▶ [Given task] Report, as a bare number, how many lines contain the string "React".

* Begin Recorded information *

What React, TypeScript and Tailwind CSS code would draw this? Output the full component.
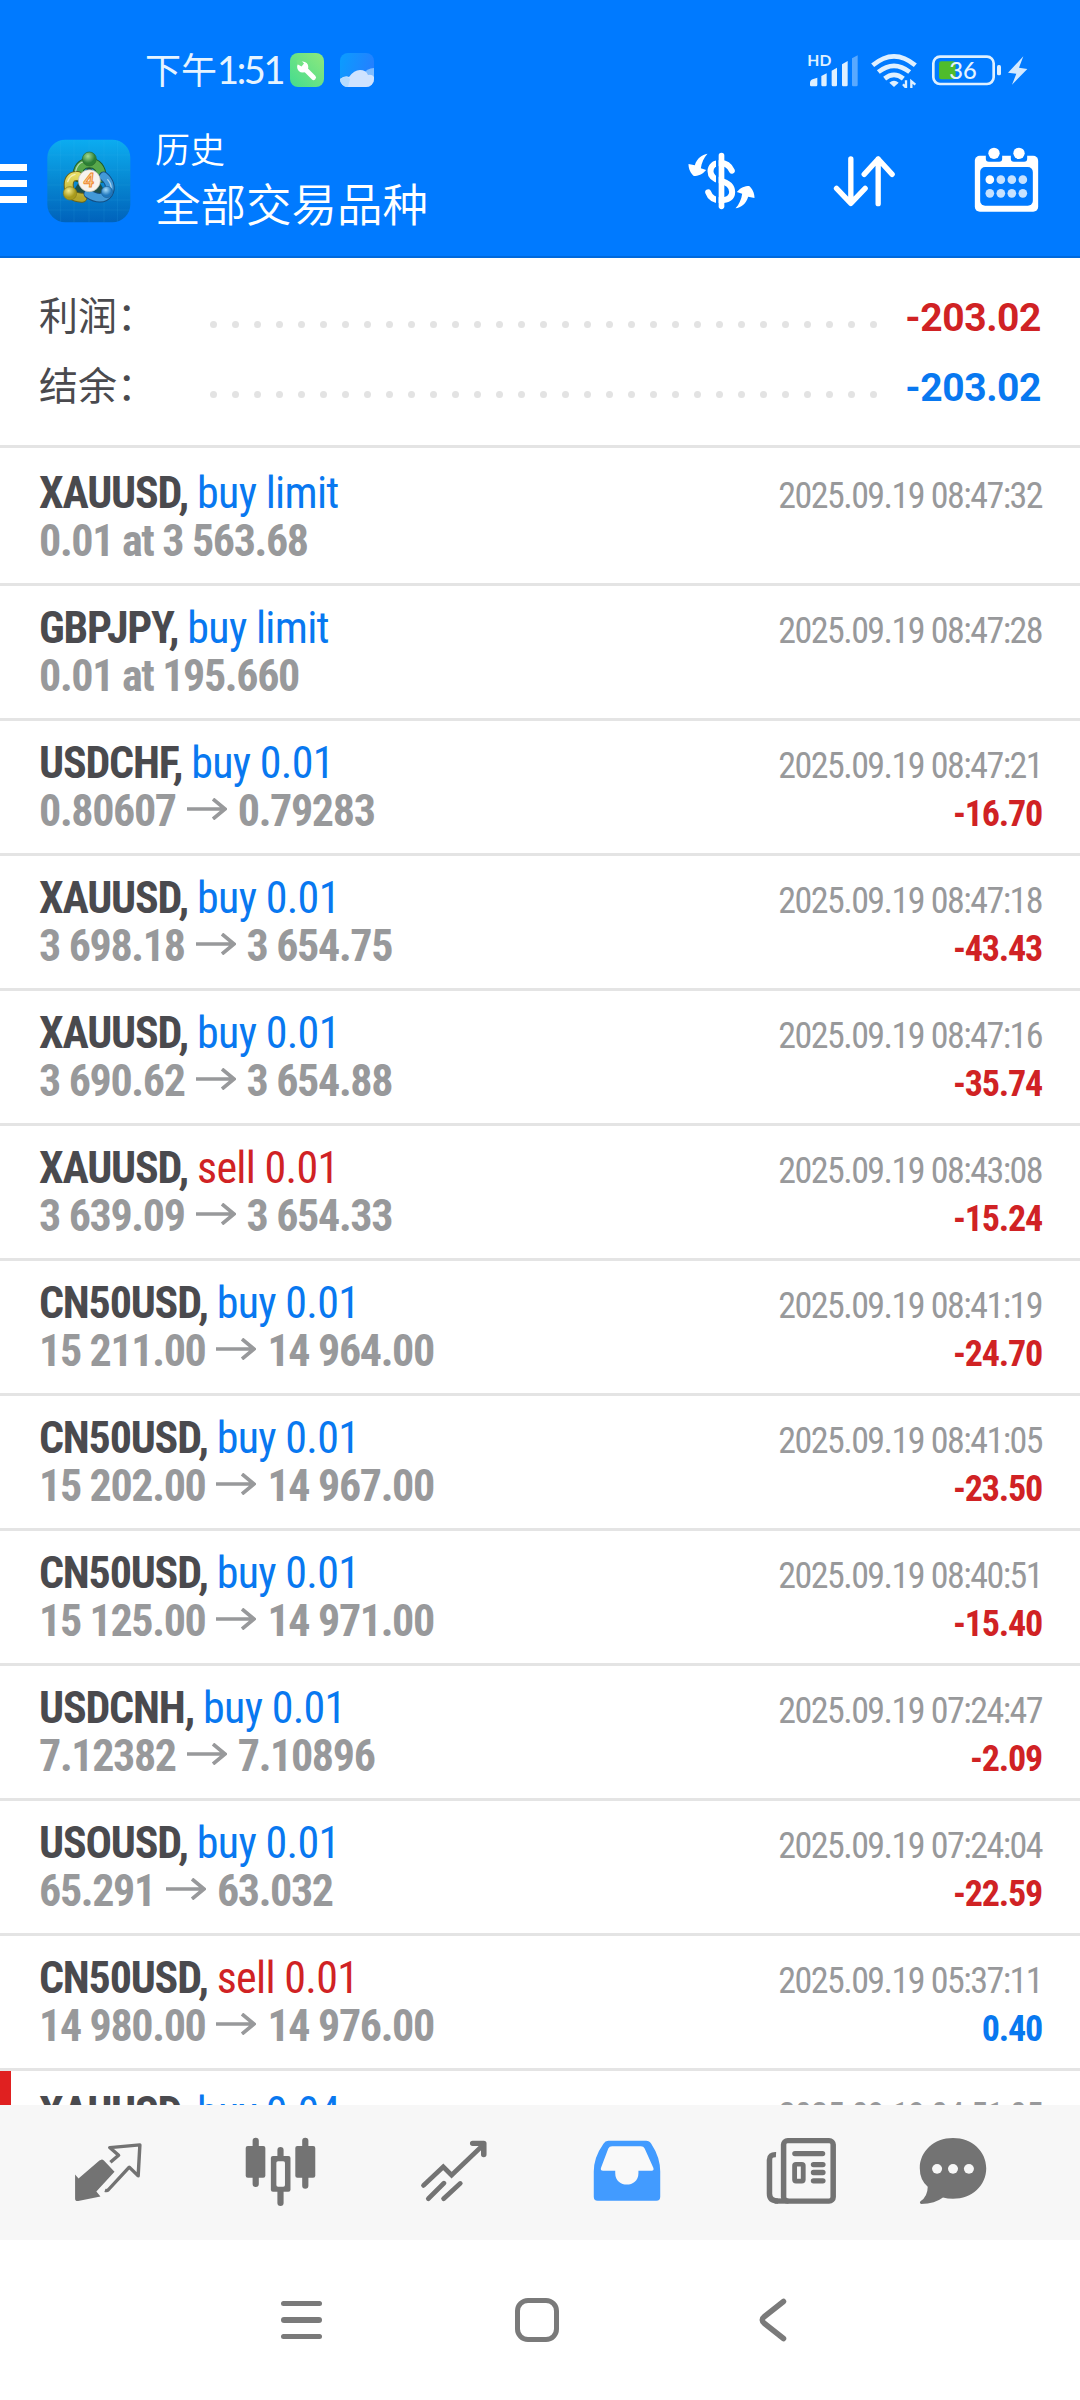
import React from 'react';

type Deal = {
  symbol: string;
  side: 'buy' | 'sell';
  volume: string;
  from?: string;
  to?: string;
  note?: string;
  time: string;
  profit?: string;
  marked?: boolean;
};

const deals: Deal[] = [
  { symbol: 'XAUUSD', side: 'buy', volume: 'limit', note: '0.01 at 3 563.68', time: '2025.09.19 08:47:32' },
  { symbol: 'GBPJPY', side: 'buy', volume: 'limit', note: '0.01 at 195.660', time: '2025.09.19 08:47:28' },
  { symbol: 'USDCHF', side: 'buy', volume: '0.01', from: '0.80607', to: '0.79283', time: '2025.09.19 08:47:21', profit: '-16.70' },
  { symbol: 'XAUUSD', side: 'buy', volume: '0.01', from: '3 698.18', to: '3 654.75', time: '2025.09.19 08:47:18', profit: '-43.43' },
  { symbol: 'XAUUSD', side: 'buy', volume: '0.01', from: '3 690.62', to: '3 654.88', time: '2025.09.19 08:47:16', profit: '-35.74' },
  { symbol: 'XAUUSD', side: 'sell', volume: '0.01', from: '3 639.09', to: '3 654.33', time: '2025.09.19 08:43:08', profit: '-15.24' },
  { symbol: 'CN50USD', side: 'buy', volume: '0.01', from: '15 211.00', to: '14 964.00', time: '2025.09.19 08:41:19', profit: '-24.70' },
  { symbol: 'CN50USD', side: 'buy', volume: '0.01', from: '15 202.00', to: '14 967.00', time: '2025.09.19 08:41:05', profit: '-23.50' },
  { symbol: 'CN50USD', side: 'buy', volume: '0.01', from: '15 125.00', to: '14 971.00', time: '2025.09.19 08:40:51', profit: '-15.40' },
  { symbol: 'USDCNH', side: 'buy', volume: '0.01', from: '7.12382', to: '7.10896', time: '2025.09.19 07:24:47', profit: '-2.09' },
  { symbol: 'USOUSD', side: 'buy', volume: '0.01', from: '65.291', to: '63.032', time: '2025.09.19 07:24:04', profit: '-22.59' },
  { symbol: 'CN50USD', side: 'sell', volume: '0.01', from: '14 980.00', to: '14 976.00', time: '2025.09.19 05:37:11', profit: '0.40' },
  { symbol: 'XAUUSD', side: 'buy', volume: '0.04', time: '2025.09.19 04:51:05', marked: true },
];

const dots = Array.from({ length: 31 }, (_, i) => i);

function SignalIcon() {
  return (
    <svg viewBox="21 20 156 108" className="w-[52px] h-[36px]" fill="#dff0ff">
      <text x="22" y="61" fontSize="46" fontWeight="700" fontFamily="Lato, sans-serif" textLength="72" lengthAdjust="spacingAndGlyphs">HD</text>
      <path d="M30 112 Q31 103 40 101 L52 97 V119 Q52 123 48 123 H34 Q30 123 30 119Z" />
      <path d="M64 92 L80 84 V119 Q80 123 76 123 H68 Q64 123 64 119Z" />
      <path d="M95 76 L111 67 V119 Q111 123 107 123 H99 Q95 123 95 119Z" />
      <path d="M126 57 L143 47 V119 Q143 123 139 123 H130 Q126 123 126 119Z" />
      <path d="M156 39 L173 30 V119 Q173 123 169 123 H160 Q156 123 156 119Z" opacity="0.4" />
    </svg>
  );
}

function WifiIcon() {
  return (
    <svg viewBox="210 20 141 108" className="w-[47px] h-[36px]" fill="none" stroke="#dff0ff">
      <path d="M218 60 Q282 6 346 60" strokeWidth="14" />
      <path d="M235 80 Q282 43 329 80" strokeWidth="14" />
      <path d="M254 100 Q282 77 310 100" strokeWidth="14" />
      <path d="M268 112 Q282 100 296 112 L282 125Z" fill="#dff0ff" stroke="none" />
      <path d="M318 105 V127 L309 117 M334 130 V108 L346 118" strokeWidth="7" />
    </svg>
  );
}

function BatteryIcon() {
  return (
    <svg viewBox="393 20 291 108" className="w-[97px] h-[36px]">
      <rect x="400" y="34" width="181" height="82" rx="20" fill="none" stroke="#dff0ff" strokeWidth="8" />
      <rect x="417" y="48" width="50" height="54" rx="7" fill="#4fbc2c" />
      <text x="489" y="102" textAnchor="middle" fontSize="71" fontFamily="Lato, sans-serif" fontWeight="500" fill="#e6f4ff">36</text>
      <rect x="591" y="59" width="12" height="31" rx="5" fill="#dff0ff" />
      <path d="M670 33 L624 82 L649 85 L636 118 L682 71 L657 67Z" fill="#d3e9ff" />
    </svg>
  );
}

function WrenchBadge() {
  return (
    <svg viewBox="0 0 34 34" className="size-[34px]">
      <defs>
        <linearGradient id="green" x1="1" y1="0" x2="0" y2="1">
          <stop offset="0" stopColor="#8fe87c" />
          <stop offset="1" stopColor="#43dc8f" />
        </linearGradient>
      </defs>
      <rect width="34" height="34" rx="8" fill="url(#green)" />
      <circle cx="12.7" cy="14" r="5.6" fill="#fff" />
      <path d="M14 15 L23.5 24.5" stroke="#fff" strokeWidth="5" strokeLinecap="round" />
      <path d="M6.5 7.5 L9.5 6 L14 10.5 L11.5 13.5 L7 11Z" fill="#71e485" />
    </svg>
  );
}

function WeatherBadge() {
  return (
    <svg viewBox="0 0 34 34" className="size-[34px]">
      <defs>
        <linearGradient id="sky" x1="0" y1="0" x2="1" y2="0.3">
          <stop offset="0" stopColor="#0a9dff" />
          <stop offset="1" stopColor="#2480ff" />
        </linearGradient>
        <clipPath id="weather"><rect width="34" height="34" rx="8" /></clipPath>
      </defs>
      <g clipPath="url(#weather)">
        <rect width="34" height="34" fill="url(#sky)" />
        <path d="M22 22 Q27 15 34 15 V34 H20Z" fill="#7fbcff" />
        <path d="M0 26 Q5 22 9 24 Q14 17 20 17 Q26 17 28 22 Q32 21 34 24 V34 H0Z" fill="#cfe3ff" />
        <path d="M0 26 Q6 22 10 26 L8 34 H0Z" fill="#b5dcff" />
      </g>
    </svg>
  );
}

function AppLogo() {
  return (
    <svg viewBox="138 12 252 252" className="size-[84px]">
      <defs>
        <linearGradient id="tile" x1="0" y1="0" x2="0" y2="1">
          <stop offset="0" stopColor="#0cacf0" />
          <stop offset="0.5" stopColor="#0788d2" />
          <stop offset="1" stopColor="#0062bb" />
        </linearGradient>
        <linearGradient id="yBody" x1="0" y1="0" x2="0" y2="1"><stop offset="0" stopColor="#e6dc62" /><stop offset="1" stopColor="#b3a52a" /></linearGradient>
        <radialGradient id="gHead" cx="0.4" cy="0.3"><stop offset="0" stopColor="#a5dc95" /><stop offset="1" stopColor="#2b7f35" /></radialGradient>
        <radialGradient id="yHead" cx="0.4" cy="0.3"><stop offset="0" stopColor="#f4ea8a" /><stop offset="1" stopColor="#a89a1c" /></radialGradient>
        <radialGradient id="bHead" cx="0.4" cy="0.3"><stop offset="0" stopColor="#a6dcfa" /><stop offset="1" stopColor="#1f77bd" /></radialGradient>
      </defs>
      <rect x="139" y="14" width="249" height="248" rx="54" fill="url(#tile)" />
      <path d="M179 16V260M219 14V262M264 14V262M309 14V262M349 16V260M140 60H387M139 105H388M139 150H388M139 195H388M142 225H385" stroke="#4cc0f5" strokeOpacity="0.18" strokeWidth="2" />
      {/* Dark gap between the three figures */}
      <path d="M265 90 L318 180 L210 180Z" fill="#1d4f4a" />
      <path d="M231 126 C228 100 242 84 265 84 C288 84 302 100 301 128" fill="none" stroke="#1f5a2a" strokeWidth="31" strokeLinecap="round" />
      <path d="M231 126 C228 100 242 84 265 84 C288 84 302 100 301 128" fill="none" stroke="#58a84b" strokeWidth="25" strokeLinecap="round" />
      <path d="M230 123 C213 121 203 132 203 150 C203 174 216 189 244 188" fill="none" stroke="#6b641a" strokeWidth="30" strokeLinecap="round" />
      <path d="M230 123 C213 121 203 132 203 150 C203 174 216 189 244 188" fill="none" stroke="url(#yBody)" strokeWidth="24" strokeLinecap="round" />
      <path d="M308 124 C325 138 332 158 322 175 C310 193 286 192 262 176" fill="none" stroke="#134e83" strokeWidth="29" strokeLinecap="round" />
      <path d="M308 124 C325 138 332 158 322 175 C310 193 286 192 262 176" fill="none" stroke="#4299d8" strokeWidth="23" strokeLinecap="round" />
      <path d="M224 108 Q230 84 248 80 M200 140 Q206 122 222 118 M320 134 Q332 148 330 160" fill="none" stroke="#fff" strokeOpacity="0.55" strokeWidth="4" strokeLinecap="round" />
      <circle cx="265" cy="72" r="21" fill="url(#gHead)" stroke="#2a6b2e" strokeWidth="2" />
      <circle cx="207" cy="175" r="20" fill="url(#yHead)" stroke="#857b1c" strokeWidth="2" />
      <circle cx="318" cy="171" r="17" fill="url(#bHead)" stroke="#1c649f" strokeWidth="2" />
      <circle cx="265" cy="137" r="33" fill="#f7f3ee" stroke="#b9b9a8" strokeWidth="2" />
      <text x="264" y="157" textAnchor="middle" fontSize="57" fontFamily="Lato, sans-serif" fontWeight="700" fontStyle="italic" fill="#fbd9b0" stroke="#ee8a2c" strokeWidth="3">4</text>
    </svg>
  );
}

function CurrencyIcon() {
  return (
    <svg viewBox="20 47 212 180" className="w-[71px] h-[60px]" fill="#fff">
      <path d="M157 106 C150 90 138 83 122 83 C104 83 93 92 93 108 C93 124 105 132 122 136 C146 142 158 152 158 170 C158 186 146 195 124 195 C104 195 92 188 86 171" fill="none" stroke="#fff" strokeWidth="18" strokeLinecap="round" />
      <path d="M113.500 64V212" stroke="#007aff" strokeWidth="8" />
      <path d="M126 61V213" stroke="#fff" strokeWidth="17" strokeLinecap="round" />
      <path d="M84 55 C68 58 52 68 46 90 L27 86 C27 102 34 114 43 122 C56 122 68 118 80 104 L64 99 C66 82 74 66 84 55Z" />
      <path d="M168 219 C184 216 200 206 206 184 L225 188 C225 172 218 160 209 152 C196 152 184 156 172 170 L188 175 C186 192 178 208 168 219Z" />
    </svg>
  );
}

function SortIcon() {
  return (
    <svg viewBox="455 47 200 180" className="w-[67px] h-[60px]" fill="none" stroke="#fff" strokeWidth="16" strokeLinecap="round" strokeLinejoin="round">
      <path d="M514 71V204M471 159L514 204L557 159M596 205V71M554 117L596 71L638 117" />
    </svg>
  );
}

function CalendarIcon() {
  return (
    <svg viewBox="880 36 200 204" className="w-[67px] h-[68px]">
      <rect x="885" y="62" width="190" height="168" rx="15" fill="#fff" />
      <rect x="901" y="96" width="158" height="116" rx="15" fill="#007aff" />
      <rect x="918" y="55" width="49" height="25" rx="9" fill="#007aff" />
      <rect x="993" y="55" width="49" height="25" rx="9" fill="#007aff" />
      <circle cx="942.500" cy="55" r="17" fill="#fff" />
      <circle cx="1017.500" cy="55" r="17" fill="#fff" />
      {[134, 175].map((cy) =>
        [930, 963, 996, 1029].map((cx) => (
          <circle key={`${cx}-${cy}`} cx={cx} cy={cy} r="13" fill="#fff" opacity={cx === 930 && cy === 134 ? 1 : 0.78} />
        ))
      )}
    </svg>
  );
}

function PriceArrow() {
  return (
    <svg viewBox="0 0 40 22" className="inline-block w-[40px] h-[22px] mx-[11px] align-[6px]" fill="none" stroke="currentColor" strokeWidth="3.600">
      <path d="M0 11H38M26 1L38 11L26 21" />
    </svg>
  );
}

/* Bottom tab icons share one drawing scale: about 3 units per pixel */
function QuotesIcon() {
  return (
    <svg viewBox="210 645 210 220" preserveAspectRatio="none" className="w-[72px] h-[73px]" fill="#737373">
      <path d="M297 719 Q300 719 303 722 L334 756 L281 815 L293 830 L228 844 Q219 845 219 836 V764 L229 776 L290 722Z" />
      <path d="M322 727 L346 706 L320 683 L408 675 L403 768 L377 742 L316 810 Q312 814 306 812" fill="none" stroke="#737373" strokeWidth="10" strokeLinejoin="round" />
    </svg>
  );
}

function ChartIcon() {
  return (
    <svg viewBox="710 645 212 220" preserveAspectRatio="none" className="w-[73px] h-[73px]" fill="#737373">
      <path d="M744 662V793M888 662V798M816 690V850" stroke="#737373" strokeWidth="18" strokeLinecap="round" />
      <rect x="715" y="678" width="57" height="96" rx="6" />
      <rect x="859" y="678" width="58" height="96" rx="6" />
      <rect x="788" y="708" width="57" height="108" rx="6" />
      <rect x="804" y="724" width="25" height="77" rx="5" fill="#f7f7f7" />
    </svg>
  );
}

function TradeIcon() {
  return (
    <svg viewBox="1215 645 208 220" preserveAspectRatio="none" className="w-[72px] h-[73px]" fill="none" stroke="#737373" strokeWidth="14" strokeLinecap="round">
      <path d="M1231 797L1288 741L1312 766L1402 676M1245 837L1290 790M1289 837L1337 791" />
      <path d="M1373 670H1405V704" strokeWidth="16" strokeLinejoin="round" />
    </svg>
  );
}

function HistoryIcon() {
  return (
    <svg viewBox="150 645 208 220" preserveAspectRatio="none" className="w-[72px] h-[73px]">
      <path d="M200 662 H309 Q319 662 324 671 Q350 712 350 755 V831 Q350 843 339 843 H169 Q158 843 158 831 V755 Q158 712 186 671 Q191 662 200 662Z" fill="#429bff" />
      <path d="M211 679 H294 Q302 679 305 686 L330 744 Q333 753 325 753 H287 V760 C287 806 220 806 220 760 V753 H185 Q176 753 179 744 L200 686 Q203 679 211 679Z" fill="#f9f9f9" />
    </svg>
  );
}

function NewsIcon() {
  return (
    <svg viewBox="652 645 212 220" preserveAspectRatio="none" className="w-[73px] h-[73px]" fill="#737373">
      <path d="M684 704 Q665 703 665 720 V822 Q665 844 690 844" fill="none" stroke="#737373" strokeWidth="16" />
      <rect x="706" y="662" width="144" height="182" rx="12" fill="none" stroke="#737373" strokeWidth="16" />
      <rect x="680" y="836" width="40" height="16" />
      <path d="M739 701H819M793 734H820M793 758H820M793 783H820" stroke="#737373" strokeWidth="16" strokeLinecap="round" />
      <rect x="738" y="733" width="25" height="51" rx="4" fill="none" stroke="#737373" strokeWidth="14" />
    </svg>
  );
}

function ChatIcon() {
  return (
    <svg viewBox="1095 645 208 220" preserveAspectRatio="none" className="w-[72px] h-[73px]" fill="#737373">
      <path d="M1199 654 C1254 654 1295 694 1295 745 C1295 797 1254 837 1199 837 Q1183 837 1170 833 Q1148 851 1106 853 Q1101 849 1105 845 Q1126 830 1126 801 Q1103 780 1103 745 C1103 694 1144 654 1199 654Z" />
      <circle cx="1153" cy="747" r="14.500" fill="#f7f7f7" />
      <circle cx="1199" cy="747" r="14.500" fill="#f7f7f7" />
      <circle cx="1245" cy="747" r="14.500" fill="#f7f7f7" />
    </svg>
  );
}

function SummaryRow({ label, value, color }: { label: string; value: string; color: string }) {
  return (
    <div className="flex items-center h-[70px]">
      <span className="w-[171px] pb-[3px] text-[39px] leading-[67px] text-[#4a4a4e] font-['Noto_Sans_CJK_SC',sans-serif]">{label}</span>
      <div className="flex gap-[15px] pt-[19px]">
        {dots.map((i) => (
          <span key={i} className="size-[7px] rounded-full bg-[#e3e3e3]" />
        ))}
      </div>
      <span className={`ml-auto pt-[6px] text-[39px] font-bold font-[Roboto,sans-serif] tracking-[-0.4px] ${color}`}>{value}</span>
    </div>
  );
}

function DealRow({ deal }: { deal: Deal }) {
  return (
    <div className="relative h-[135px] shrink-0 pt-[18px] pl-[39px] pr-[38px] border-b-[3px] border-[#e4e4e4] leading-[48px] whitespace-pre">
      {deal.marked && <span className="absolute left-0 inset-y-0 w-[11px] bg-[#e02020]" />}
      <div className="flex items-baseline justify-between h-[48px]">
        <p className="text-[44px]">
          <span className="font-bold tracking-[-1.2px] text-[#4a4a4e]">{deal.symbol}, </span>
          <span className={`tracking-[-0.7px] ${deal.side === 'buy' ? 'text-[#0878f0]' : 'text-[#d02224]'}`}>{deal.side} {deal.volume}</span>
        </p>
        <span className="text-[36px] tracking-[-1.53px] text-[#98999b]">{deal.time}</span>
      </div>
      <div className="flex items-baseline justify-between h-[48px] font-bold">
        <p className="text-[44px] tracking-[-1.35px] text-[#98999b]">
          {deal.note}
          {deal.from && <>{deal.from}<PriceArrow />{deal.to}</>}
        </p>
        {deal.profit && (
          <span className={`text-[36px] tracking-[-1.2px] ${deal.profit.startsWith('-') ? 'text-[#d02224]' : 'text-[#0878f0]'}`}>{deal.profit}</span>
        )}
      </div>
    </div>
  );
}

export default function App() {
  return (
    <div className="w-[1080px] h-[2400px] flex flex-col bg-white overflow-hidden">
      <header className="h-[258px] shrink-0 bg-[#007aff] border-b-2 border-[#0069dc] text-white font-['Noto_Sans_CJK_SC',sans-serif]">
        {/* Status bar */}
        <div className="h-[122px] pt-[17px] pl-[145px] pr-[52px] flex items-center justify-between text-[#e6f4ff]">
          <div className="flex items-center">
            <span className="pb-[3px] text-[36px] leading-[47px]">下午</span>
            <span className="w-[73px] pb-[2px] text-[38px] leading-[48px] tracking-[-2.4px] font-[Lato,sans-serif]">1:51</span>
            <WrenchBadge />
            <div className="ml-4"><WeatherBadge /></div>
          </div>
          <div className="flex items-center">
            <SignalIcon />
            <div className="ml-[11px] mr-[14px]"><WifiIcon /></div>
            <BatteryIcon />
          </div>
        </div>

        {/* Title bar */}
        <div className="h-[118px] flex items-center">
          <button className="flex flex-col gap-[9px] pt-[4px]">
            <span className="w-[27px] h-[7px] bg-white" />
            <span className="w-[27px] h-[7px] bg-white" />
            <span className="w-[27px] h-[7px] bg-white" />
          </button>
          <div className="ml-[20px]"><AppLogo /></div>
          <div className="ml-[24px] pb-[4px] font-[350]">
            <p className="text-[35px] leading-[46px]">历史</p>
            <p className="text-[45.5px] leading-[63px]">全部交易品种</p>
          </div>
          <div className="ml-auto pr-[40px] flex items-center">
            <CurrencyIcon />
            <div className="ml-[74px]"><SortIcon /></div>
            <div className="ml-[75px]"><CalendarIcon /></div>
          </div>
        </div>
      </header>

      <section className="h-[190px] shrink-0 pt-[22px] pl-[39px] pr-[39px] border-b-[3px] border-[#e4e4e4]">
        <SummaryRow label="利润：" value="-203.02" color="text-[#d02224]" />
        <SummaryRow label="结余：" value="-203.02" color="text-[#0878f0]" />
      </section>

      <main className="h-[1657px] shrink-0 pt-[3px] overflow-hidden font-['Roboto_Condensed',sans-serif] flex flex-col">
        {deals.map((deal) => (
          <DealRow key={deal.time} deal={deal} />
        ))}
      </main>

      <nav className="h-[135px] shrink-0 bg-[#f7f7f7] pl-[21px] pt-[30px] flex">
        <div className="w-[173px] flex justify-center"><QuotesIcon /></div>
        <div className="w-[173px] flex justify-center"><ChartIcon /></div>
        <div className="w-[173px] flex justify-center"><TradeIcon /></div>
        <div className="w-[174px] flex justify-center"><HistoryIcon /></div>
        <div className="w-[174px] flex justify-center"><NewsIcon /></div>
        <div className="w-[130px] flex justify-center"><ChatIcon /></div>
      </nav>

      {/* System navigation */}
      <div className="h-[160px] shrink-0 flex items-center justify-center pr-[6px]">
        <div className="w-[236px] flex justify-center">
          <div className="flex flex-col gap-[11px]">
            <span className="w-[41px] h-[5.500px] rounded-full bg-[#7a7a7a]" />
            <span className="w-[41px] h-[5.500px] rounded-full bg-[#7a7a7a]" />
            <span className="w-[41px] h-[5.500px] rounded-full bg-[#7a7a7a]" />
          </div>
        </div>
        <div className="w-[236px] flex justify-center">
          <span className="w-[44px] h-[44px] rounded-[13px] border-[5px] border-[#7a7a7a]" />
        </div>
        <div className="w-[236px] flex justify-center">
          <svg viewBox="0 0 28 44" className="w-[28px] h-[44px]" fill="none" stroke="#7a7a7a" strokeWidth="5.500" strokeLinecap="round">
            <path d="M24.500 3.500L5.500 18.500Q1 22 5.500 25.500L24.500 40.500" />
          </svg>
        </div>
      </div>
    </div>
  );
}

* End Recorded information *

▶ [Correct response] 2